The traditional center-right CDU and the pro-business FDP offer more market-friendly policies, such as reducing bureaucracy and promoting digitalisation in construction. Yet, their influence is waning in these regions, making it harder for them to counter the populist tide.
For investors, this is a moment of strategic reflection. Diversification is more important than ever. REFIRE would recommend investors with a heavy weighting in these politically volatile regions to consider broadening their portfolios geographically while keeping a wary eye on developments. The political landscape is shifting, and that requires a more nuanced approach.
But it’s also important to remember that Germany’s legal and economic framework, its infrastructure, and its skilled workforce all remain robust. The market fundamentals—location, demand, and economic growth—will continue to be the bedrock for investment decisions. However, investors should brace for more intensive engagement with local authorities and policymakers, as navigating the increasing complexities of these regions will require deeper local knowledge and stronger partnerships.

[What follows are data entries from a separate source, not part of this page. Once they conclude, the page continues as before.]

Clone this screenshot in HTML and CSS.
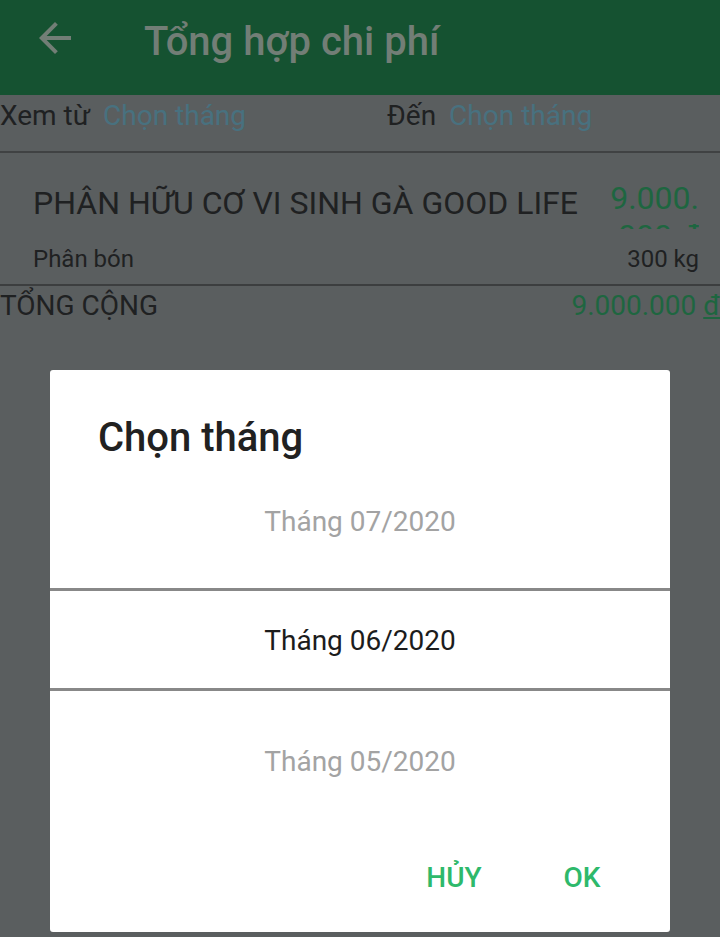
FILE: index.html
```html
<!DOCTYPE html>
<html lang="vi">
<head>
<meta charset="utf-8">
<title>Tổng hợp chi phí</title>
<link rel="stylesheet" href="styles.css">
</head>
<body>
<div class="screen">
  <header class="appbar">
    <svg class="back" viewBox="0 0 24 24" width="48" height="48" aria-hidden="true">
      <path d="M20 11H7.83l5.59-5.59L12 4l-8 8 8 8 1.41-1.41L7.83 13H20v-2z"/>
    </svg>
    <h1 class="title">Tổng hợp chi phí</h1>
  </header>

  <div class="filter">
    <div class="filter-group">
      <span class="label">Xem từ</span>
      <span class="pick">Chọn tháng</span>
    </div>
    <div class="filter-group">
      <span class="label">Đến</span>
      <span class="pick">Chọn tháng</span>
    </div>
  </div>
  <div class="rule"></div>

  <div class="item">
    <div class="item-top">
      <div class="item-name">PHÂN HỮU CƠ VI SINH GÀ GOOD LIFE</div>
      <div class="item-price">9.000.000 đ</div>
    </div>
    <div class="item-sub">
      <span>Phân bón</span>
      <span>300 kg</span>
    </div>
  </div>
  <div class="rule thin"></div>

  <div class="total">
    <span class="total-label">TỔNG CỘNG</span>
    <span class="total-value">9.000.000 <u>đ</u></span>
  </div>

  <div class="dialog">
    <h2 class="dialog-title">Chọn tháng</h2>
    <div class="picker">
      <div class="pick-item prev">Tháng 07/2020</div>
      <div class="pick-item current">Tháng 06/2020</div>
      <div class="pick-item next">Tháng 05/2020</div>
    </div>
    <div class="actions">
      <button class="btn">HỦY</button>
      <button class="btn">OK</button>
    </div>
  </div>
</div>
</body>
</html>
```

FILE: styles.css
```css
* { box-sizing: border-box; }

html, body {
  margin: 0;
  padding: 0;
}

body {
  width: 720px;
  height: 937px;
  overflow: hidden;
  background: #5a5e5f;
  font-family: Roboto, "Noto Sans", "Liberation Sans", sans-serif;
  color: #1f2122;
}

.screen {
  position: relative;
  width: 720px;
  height: 937px;
}

/* App bar */
.appbar {
  height: 95px;
  background: #155231;
  display: flex;
  align-items: flex-start;
  padding: 14px 0 0 31px;
}

.back {
  width: 48px;
  height: 48px;
  fill: #727e76;
  flex: none;
}

.title {
  margin: 4px 0 0 65px;
  font-size: 40px;
  line-height: 48px;
  font-weight: 500;
  color: #727e76;
}

/* Filter row */
.filter {
  height: 56px;
  display: grid;
  grid-template-columns: 387px 1fr;
  padding-top: 1px;
  font-size: 28px;
  line-height: 40px;
}

.filter-group {
  display: flex;
  gap: 13px;
}

.label { color: #1f2122; }
.pick { color: #48717f; }

.rule {
  height: 2px;
  background: #404243;
}

.rule.thin {
  height: 2px;
  background: #3c3e3f;
}

/* Item */
.item {
  padding: 26px 21px 11px 33px;
}

.item-top {
  display: flex;
  align-items: flex-start;
  justify-content: space-between;
}

.item-name {
  margin-top: 6px;
  font-size: 32px;
  line-height: 36px;
  white-space: nowrap;
}

.item-price {
  width: 90px;
  height: 50px;
  overflow: hidden;
  font-size: 32px;
  line-height: 38px;
  color: #1e6640;
  text-align: right;
  word-break: break-all;
}

.item-sub {
  margin-top: 16px;
  display: flex;
  justify-content: space-between;
  font-size: 24px;
  line-height: 28px;
}

/* Total */
.total {
  display: flex;
  justify-content: space-between;
  padding-top: 2px;
  font-size: 28px;
  line-height: 36px;
}

.total-value {
  color: #1e6640;
  white-space: nowrap;
}

/* Dialog */
.dialog {
  position: absolute;
  left: 50px;
  top: 370px;
  width: 620px;
  background: #ffffff;
  border-radius: 3px;
  padding-top: 45px;
}

.dialog-title {
  margin: 0 0 1px 48px;
  font-size: 40px;
  line-height: 46px;
  font-weight: 500;
  color: #212121;
}

.picker {
  text-align: center;
  font-size: 28px;
  line-height: 33px;
}

.pick-item.prev {
  height: 126px;
  padding-top: 43px;
  color: #a3a3a3;
}

.pick-item.current {
  height: 103px;
  padding-top: 33px;
  border-top: 3px solid #888888;
  border-bottom: 3px solid #888888;
  color: #1c1c1c;
}

.pick-item.next {
  height: 88px;
  padding-top: 54px;
  color: #a3a3a3;
}

.actions {
  display: flex;
  justify-content: flex-end;
  padding: 82px 24px 38px 0;
}

.btn {
  width: 128px;
  margin: 0;
  padding: 0;
  border: 0;
  background: transparent;
  font-family: inherit;
  font-size: 28px;
  line-height: 33px;
  font-weight: 500;
  color: #2eb96b;
  text-align: center;
}
```
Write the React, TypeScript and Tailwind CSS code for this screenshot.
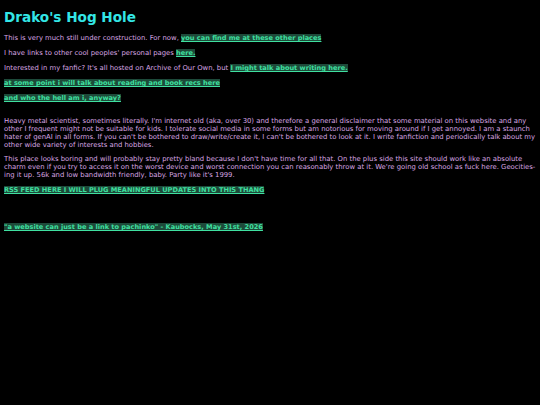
const LINK = "bg-[#1d4a3a] text-[#3fe0a0] text-[6.6px] font-bold underline";

function Hot({ children }: { children: React.ReactNode }) {
  return <a href="#" className={LINK}>{children}</a>;
}

export default function App() {
  return (
    <div className="min-h-[405px] bg-black px-[4px] pt-[8px] font-['DejaVu_Sans',Verdana,sans-serif] text-[6.85px] leading-[8px] text-[#d8a6e2]">
      <h1 className="text-[13.6px] leading-[18px] font-bold text-[#33e6e6]">Drako's Hog Hole</h1>

      <p className="mt-[8px]">
        This is very much still under construction. For now, <Hot>you can find me at these other places</Hot>
      </p>
      <p className="mt-[7px]">
        I have links to other cool peoples' personal pages <Hot>here.</Hot>
      </p>
      <p className="mt-[7px]">
        Interested in my fanfic? It's all hosted on Archive of Our Own, but <Hot>I might talk about writing here.</Hot>
      </p>
      <p className="mt-[7px]">
        <Hot>at some point i will talk about reading and book recs here</Hot>
      </p>
      <p className="mt-[7px]">
        <Hot>and who the hell am i, anyway?</Hot>
      </p>

      <p className="mt-[15px]">
        Heavy metal scientist, sometimes literally. I'm internet old (aka, over 30) and therefore a general disclaimer that some material on this website and any other I frequent might not be suitable for kids. I tolerate social media in some forms but am notorious for moving around if I get annoyed. I am a staunch hater of genAI in all forms. If you can't be bothered to draw/write/create it, I can't be bothered to look at it. I write fanfiction and periodically talk about my other wide variety of interests and hobbies.
      </p>
      <p className="mt-[6px]">
        This place looks boring and will probably stay pretty bland because I don't have time for all that. On the plus side this site should work like an absolute charm even if you try to access it on the worst device and worst connection you can reasonably throw at it. We're going old school as fuck here. Geocities-ing it up. 56k and low bandwidth friendly, baby. Party like it's 1999.
      </p>
      <p className="mt-[7px]">
        <Hot>RSS FEED HERE I WILL PLUG MEANINGFUL UPDATES INTO THIS THANG</Hot>
      </p>
      <p className="mt-[29px]">
        <Hot>"a website can just be a link to pachinko" - Kaubocks, May 31st, 2026</Hot>
      </p>
    </div>
  );
}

The rise of the AfD and BSW is not just a political phenomenon; it’s a signal of deeper socio-economic shifts that will likely have long-term implications for the investment landscape. As these parties gain influence, the risks for investors increase, particularly in regions where populist policies could upend traditional market dynamics. Yet, and we repeat this, Germany’s underlying strengths remain, and those who can adapt to the changed political environment will find opportunities even in this uncertain terrain. Our job at REFIRE is to help you to identify them. We're on the case.